#### Supplied material
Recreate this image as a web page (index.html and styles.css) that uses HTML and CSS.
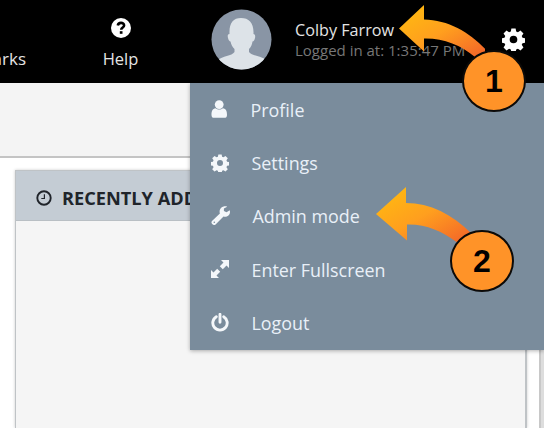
FILE: index.html
```
<!DOCTYPE html>
<html lang="en">
<head>
<meta charset="utf-8">
<title>Dashboard</title>
<link rel="stylesheet" href="styles.css">
</head>
<body>
<svg width="0" height="0" class="defs" aria-hidden="true">
  <defs>
    <linearGradient id="flame" x1="0" y1="0" x2="1" y2="1">
      <stop offset="0.1" stop-color="#ffb811"/>
      <stop offset="0.5" stop-color="#ff9f1e"/>
      <stop offset="1" stop-color="#f2602a"/>
    </linearGradient>
    <symbol id="cog" viewBox="0 0 24 24">
      <path fill-rule="evenodd" d="M9.8 0.5h4.4l.6 3.1 1.8.8 2.7-1.8 3.1 3.1-1.8 2.7.8 1.8 3.1.6v4.4l-3.1.6-.8 1.8 1.8 2.7-3.1 3.1-2.7-1.8-1.8.8-.6 3.1H9.800l-.6-3.1-1.800-.8-2.700 1.800-3.100-3.100 1.800-2.700-.8-1.800-3.100-.6V10.800l3.100-.6.8-1.800L1.600 5.700l3.100-3.100 2.700 1.800 1.800-.8zM12 8a4 4 0 1 0 0 8 4 4 0 0 0 0-8z"/>
    </symbol>
  </defs>
</svg>
<header class="topbar">
  <div class="nav-item bookmarks"><span>Bookmarks</span></div>
  <div class="nav-item help">
    <svg width="20" height="20" viewBox="0 0 20 20"><circle cx="10" cy="10" r="10" fill="#fff"/><path d="M6.800 7.500C7.100 5.700 8.500 4.900 10 4.900c1.700 0 3.100 1 3.100 2.600 0 2-2.900 2-2.900 4.300" fill="none" stroke="#000" stroke-width="2.600"/><rect x="8.800" y="13.200" width="2.700" height="2.600"/></svg>
    <span>Help</span>
  </div>
  <svg class="avatar" width="61" height="61" viewBox="0 0 61 61">
    <defs><clipPath id="round"><circle cx="30.500" cy="30.500" r="30"/></clipPath></defs>
    <circle cx="30.500" cy="30.500" r="30" fill="#8995a5"/>
    <path clip-path="url(#round)" fill="#dde3e8" d="M30 9C22 9 18 14 18.500 25c-2 0-2 2-1.500 4 .5 2 1.500 3.500 2.500 3.500.7 3 2 5.500 4 7.500v3C21 47 11 47 7 51v11h48V51c-4-4-14-4-17-8v-3c2-2 3-4.500 3.500-7.500 1.200 0 2-1.500 2.500-3.500.5-2 0-4-1.500-4C43 14 38 9 30 9z"/>
  </svg>
  <div class="user">
    <div class="user-name">Colby Farrow</div>
    <div class="user-time">Logged in at: 1:35:47 PM</div>
  </div>
  <svg class="gear" width="23" height="23" fill="#fff"><use href="#cog"/></svg>
</header>
<div class="toolbar"></div>
<main class="content">
  <section class="panel">
    <h2 class="panel-title">
      <svg width="16" height="16" viewBox="0 0 16 16" fill="none" stroke="#20242a"><circle cx="8" cy="8" r="6.700" stroke-width="1.900"/><path d="M8.400 4.300V8.500H5.300" stroke-width="1.200"/></svg>
      <span>RECENTLY ADDED</span>
    </h2>
  </section>
  <section class="next-panel"></section>
</main>
<nav class="menu">
  <a class="row profile"><svg width="17" height="18" viewBox="0 0 17 18"><path d="M4.600 8.200C1.500 8.500.5 11 .5 15c0 2 1 2.800 2.500 2.800h10.500c1.500 0 2.500-.8 2.500-2.800 0-4-1-6.500-4.100-6.800-2 1.700-5.300 1.700-7.300 0z"/><circle cx="8.200" cy="4.600" r="4.400"/></svg><span>Profile</span></a>
  <a class="row settings"><svg width="18" height="18"><use href="#cog"/></svg><span>Settings</span></a>
  <a class="row admin"><svg width="20" height="20" viewBox="0 0 20 20"><path fill-rule="evenodd" d="M18.700 4.300 15.500 6.300 12.900 4.900V2.600L16.200.7C12.500-.6 8.600 1.900 8.600 5.700c0 .7.100 1.300.3 1.800L1 14.900c-1.900 2.200 1.400 5.400 3.600 3.500l7.900-7.900C16.200 11.700 20.100 8.300 18.700 4.300zM3.300 15.500a.8.800 0 1 1 0 1.600.8.800 0 0 1 0-1.600z"/></svg><span>Admin mode</span></a>
  <a class="row full"><svg width="18" height="18" viewBox="0 0 18 18"><path d="M10 0H18v8l-2.500-2.500-3.700 3.700-3-3L12.500 2.500zM8 18H0v-8l2.500 2.500 3.700-3.700 3 3L5.500 15.500z"/></svg><span>Enter Fullscreen</span></a>
  <a class="row logout"><svg width="18" height="19" viewBox="0 0 18 19"><path d="M5.300 3.700A7.200 7.200 0 1 0 12.700 3.700M9 1.300v8" fill="none" stroke="#f4f7fa" stroke-width="2.900" stroke-linecap="round"/></svg><span>Logout</span></a>
</nav>
<svg class="callout-arrow first" width="86" height="52" viewBox="0 0 86 52"><path fill="url(#flame)" d="M0 23.500 25 0V14.500C50 15 72 28 88 46L76 52C62 40 44 33 25 33.500V46.500Z"/></svg>
<div class="badge one">1</div>
<svg class="callout-arrow second" width="96" height="56" viewBox="0 0 96 56"><path fill="url(#flame)" d="M0 27 30 0V16C54 16 76 27 96 47L82 56C66 44 50 37 31 37.500V53.500Z"/></svg>
<div class="badge two">2</div>
</body>
</html>
```
FILE: styles.css
```
* { box-sizing: border-box; }
body {
  margin: 0;
  width: 544px;
  height: 428px;
  overflow: hidden;
  position: relative;
  display: flex;
  flex-direction: column;
  background: #fff;
  font-family: "Open Sans", "Noto Sans", sans-serif;
  font-size: 17px;
}
svg { display: block; flex: none; }
.defs { position: absolute; }
.topbar {
  height: 83px;
  flex: none;
  display: flex;
  background: #000;
  color: #e4e4e4;
}
.nav-item {
  display: flex;
  flex-direction: column;
  align-items: center;
  line-height: 24px;
}
.nav-item span { margin-top: 9px; }
.bookmarks { width: 26px; align-items: flex-end; padding-top: 38px; }
.help { width: 189px; padding-top: 18px; font-size: 16.500px; }
.avatar { margin: 9px 0 0 -4px; }
.user { width: 172px; margin: 19px 0 0 23px; white-space: nowrap; }
.user-name { line-height: 22px; font-size: 16.200px; }
.user-time { line-height: 18px; font-size: 15px; color: #777; }
.gear { margin: 28px 0 0 35px; }
.toolbar {
  height: 75px;
  flex: none;
  background: #f4f4f4;
  border-bottom: 2px solid #c4c4c4;
}
.content { flex: 1; display: flex; padding: 12px 0 0 15px; }
.panel {
  width: 512px;
  border: 1px solid #bfc3c6;
  border-width: 1px 2px 0 1px;
  background: #f5f5f5;
  box-shadow: 0 0 3px #ccc;
}
.panel-title {
  display: flex;
  align-items: center;
  gap: 10px;
  height: 50px;
  margin: 0;
  padding: 4px 0 0 20px;
  background: #c4ccd4;
  border-bottom: 1px solid #b9bfc4;
  color: #20242a;
  font-size: 18.200px;
  font-weight: 700;
  white-space: nowrap;
}
.next-panel { width: 5px; margin-left: 12px; background: #ddd; border-left: 2px solid #c8c8c8; }
.menu {
  position: absolute;
  left: 190px;
  top: 83px;
  width: 354px;
  height: 267px;
  background: #7a8c9c;
  box-shadow: 0 1px 4px rgba(0, 0, 0, .3);
  color: #e9f0f8;
  fill: #f4f7fa;
  font-size: 17.900px;
}
.row { display: flex; align-items: center; height: 53.400px; padding-left: 21px; }
.row svg { margin-top: -1px; }
.row span { margin-left: 22.500px; }
.admin span { margin-left: 21.500px; }
.callout-arrow { position: absolute; }
.first { left: 399px; top: 5px; }
.second { left: 376px; top: 187px; }
.badge {
  position: absolute;
  display: flex;
  align-items: center;
  justify-content: center;
  width: 64px;
  height: 62px;
  border: 2px solid #0c0a08;
  border-radius: 50%;
  background: #ff9328;
  color: #000;
  font: 700 32px "Liberation Sans", sans-serif;
}
.one { left: 462px; top: 50px; }
.two { left: 450px; top: 230px; }
```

#### Problem details
Filter the listing for the word "html" and copy every line that holds it.

#### Output for this exercise
Recreate this image as a web page (index.html and styles.css) that uses HTML and CSS.
FILE: index.html
<!DOCTYPE html>
<html lang="en">
</html>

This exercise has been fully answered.